=== Given material ===
## begin

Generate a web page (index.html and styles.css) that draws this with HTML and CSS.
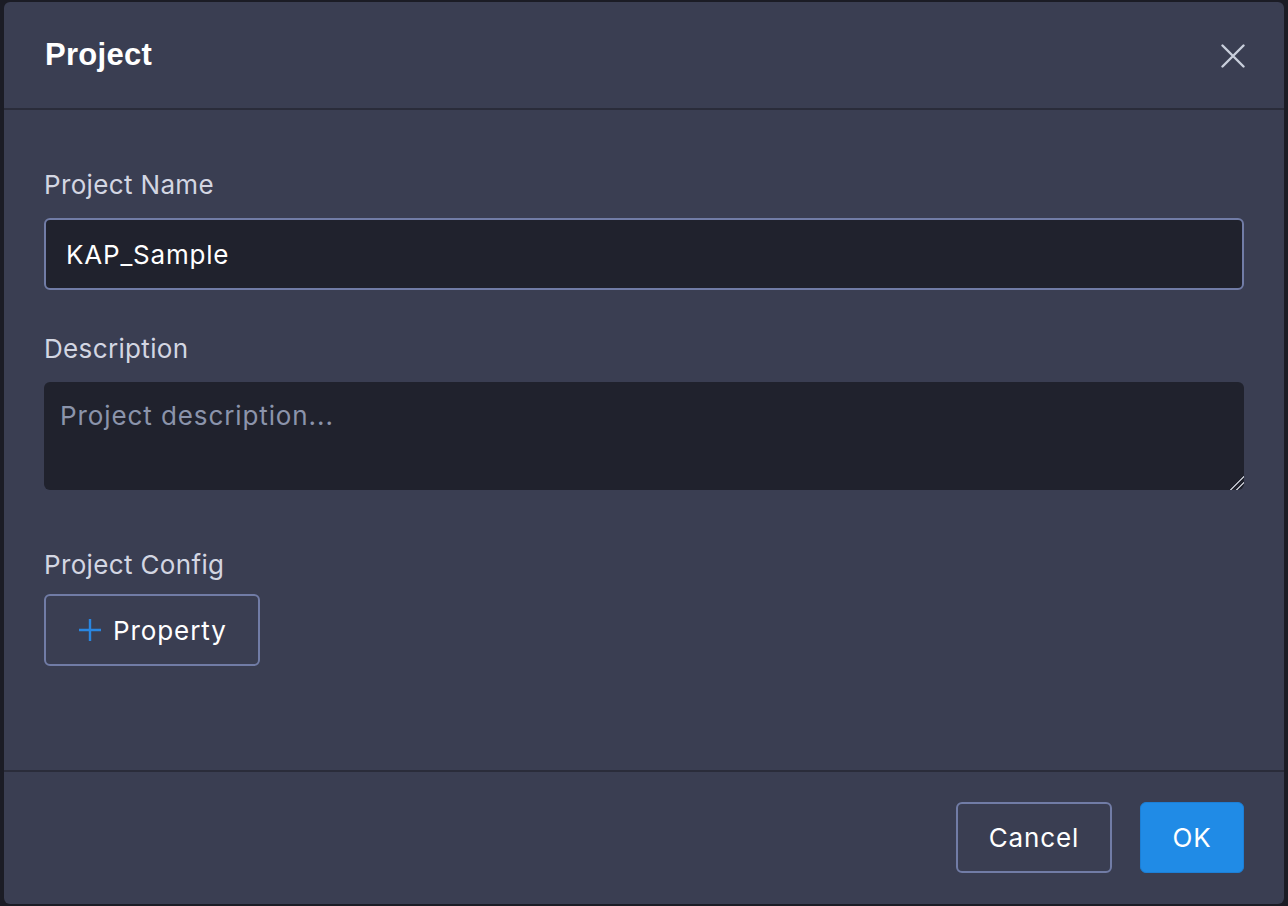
FILE: index.html
```html
<!DOCTYPE html>
<html lang="en">
<head>
<meta charset="utf-8">
<title>Project</title>
<link rel="stylesheet" href="styles.css">
</head>
<body>
<div class="backdrop">
  <div class="modal">
    <div class="modal-header">
      <h1 class="modal-title">Project</h1>
      <button class="close-btn" aria-label="Close">
        <svg width="24" height="24" viewBox="0 0 24 24"><path d="M1.5 1.5 L22.5 22.5 M22.5 1.5 L1.5 22.5" stroke="#c9cfdc" stroke-width="2.4" stroke-linecap="round" fill="none"/></svg>
      </button>
    </div>
    <div class="modal-body">
      <div class="field">
        <label class="label">Project Name</label>
        <input class="input" type="text" value="KAP_Sample">
      </div>
      <div class="field">
        <label class="label">Description</label>
        <textarea class="textarea" placeholder="Project description..."></textarea>
      </div>
      <div class="field field-config">
        <label class="label">Project Config</label>
        <div><button class="btn btn-outline btn-property">
          <svg width="22" height="22" viewBox="0 0 22 22"><path d="M11 0 V22 M0 11 H22" stroke="#2a86e0" stroke-width="2.4" fill="none"/></svg>
          <span>Property</span>
        </button></div>
      </div>
    </div>
    <div class="modal-footer">
      <button class="btn btn-outline btn-cancel">Cancel</button>
      <button class="btn btn-primary">OK</button>
    </div>
  </div>
</div>
</body>
</html>
```

FILE: styles.css
```css
html, body {
  margin: 0;
  padding: 0;
  height: 100%;
}
body {
  background: #1b1c25;
  font-family: Inter, "Noto Sans", sans-serif;
}
.backdrop {
  height: 906px;
  padding: 2px 4px;
  box-sizing: border-box;
}
.modal {
  background: #3a3e52;
  border-radius: 6px;
  height: 902px;
  display: flex;
  flex-direction: column;
}
.modal-header {
  height: 106px;
  flex: none;
  display: flex;
  align-items: center;
  justify-content: space-between;
  padding: 0 39px 0 41px;
  border-bottom: 2px solid #2a2c3a;
}
.modal-title {
  margin: 0;
  color: #ffffff;
  font-family: "Liberation Sans", Arial, sans-serif;
  font-weight: 700;
  font-size: 31px;
  letter-spacing: 0.3px;
}
.close-btn {
  background: none;
  border: none;
  padding: 0;
  width: 24px;
  height: 24px;
  display: flex;
  margin-top: 2px;
}
.modal-body {
  flex: 1;
  padding: 59px 40px 0 40px;
  display: flex;
  flex-direction: column;
}
.field {
  display: flex;
  flex-direction: column;
}
.label {
  color: #d3d6e2;
  font-size: 26px;
  line-height: 32px;
  letter-spacing: 0.35px;
  margin-bottom: 17px;
}
.input {
  height: 72px;
  box-sizing: border-box;
  border: 2px solid #717ca6;
  border-radius: 6px;
  background: #20222d;
  color: #ffffff;
  font-family: inherit;
  font-size: 26px;
  letter-spacing: 0.8px;
  padding: 0 20px;
  margin-bottom: 43px;
  outline: none;
}
.textarea {
  height: 108px;
  box-sizing: border-box;
  border: 0;
  border-radius: 6px;
  background: #20222d;
  color: #ffffff;
  font-family: inherit;
  font-size: 26px;
  letter-spacing: 0.9px;
  line-height: 32px;
  padding: 18px 16px;
  margin: 0 0 59px 0;
  resize: vertical;
  outline: none;
}
.textarea::placeholder {
  color: #8b94ab;
}
.textarea::-webkit-resizer {
  background: linear-gradient(135deg, transparent 0 52%, #b4b7c0 52% 60%, transparent 60% 72%, #b4b7c0 72% 80%, transparent 80%);
}
.field-config .label {
  margin-bottom: 13px;
}
.btn {
  font-family: inherit;
  font-size: 26px;
  letter-spacing: 0.9px;
  height: 72px;
  box-sizing: border-box;
  border-radius: 6px;
  cursor: pointer;
  color: #ffffff;
}
.btn-outline {
  background: transparent;
  border: 2px solid #717ca6;
}
.btn-property {
  display: inline-flex;
  align-items: center;
  gap: 12px;
  padding: 0 0 0 33px;
  width: 216px;
}
.btn-property svg {
  width: 22px;
  height: 22px;
  flex: none;
}
.modal-footer {
  flex: none;
  height: 134px;
  box-sizing: border-box;
  border-top: 2px solid #2a2c3a;
  display: flex;
  justify-content: flex-end;
  align-items: flex-start;
  gap: 28px;
  padding: 30px 40px 0 0;
}
.btn-cancel {
  width: 156px;
  height: 71px;
}
.btn-primary {
  width: 104px;
  height: 71px;
  background: #208be6;
  border: 1px solid #1c7fd6;
}
```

## end

=== What this task involves ===
Look over the material above and show each line where "styles" appears.

=== Answer to this problem ===
Generate a web page (index.html and styles.css) that draws this with HTML and CSS.
<link rel="stylesheet" href="styles.css">
FILE: styles.css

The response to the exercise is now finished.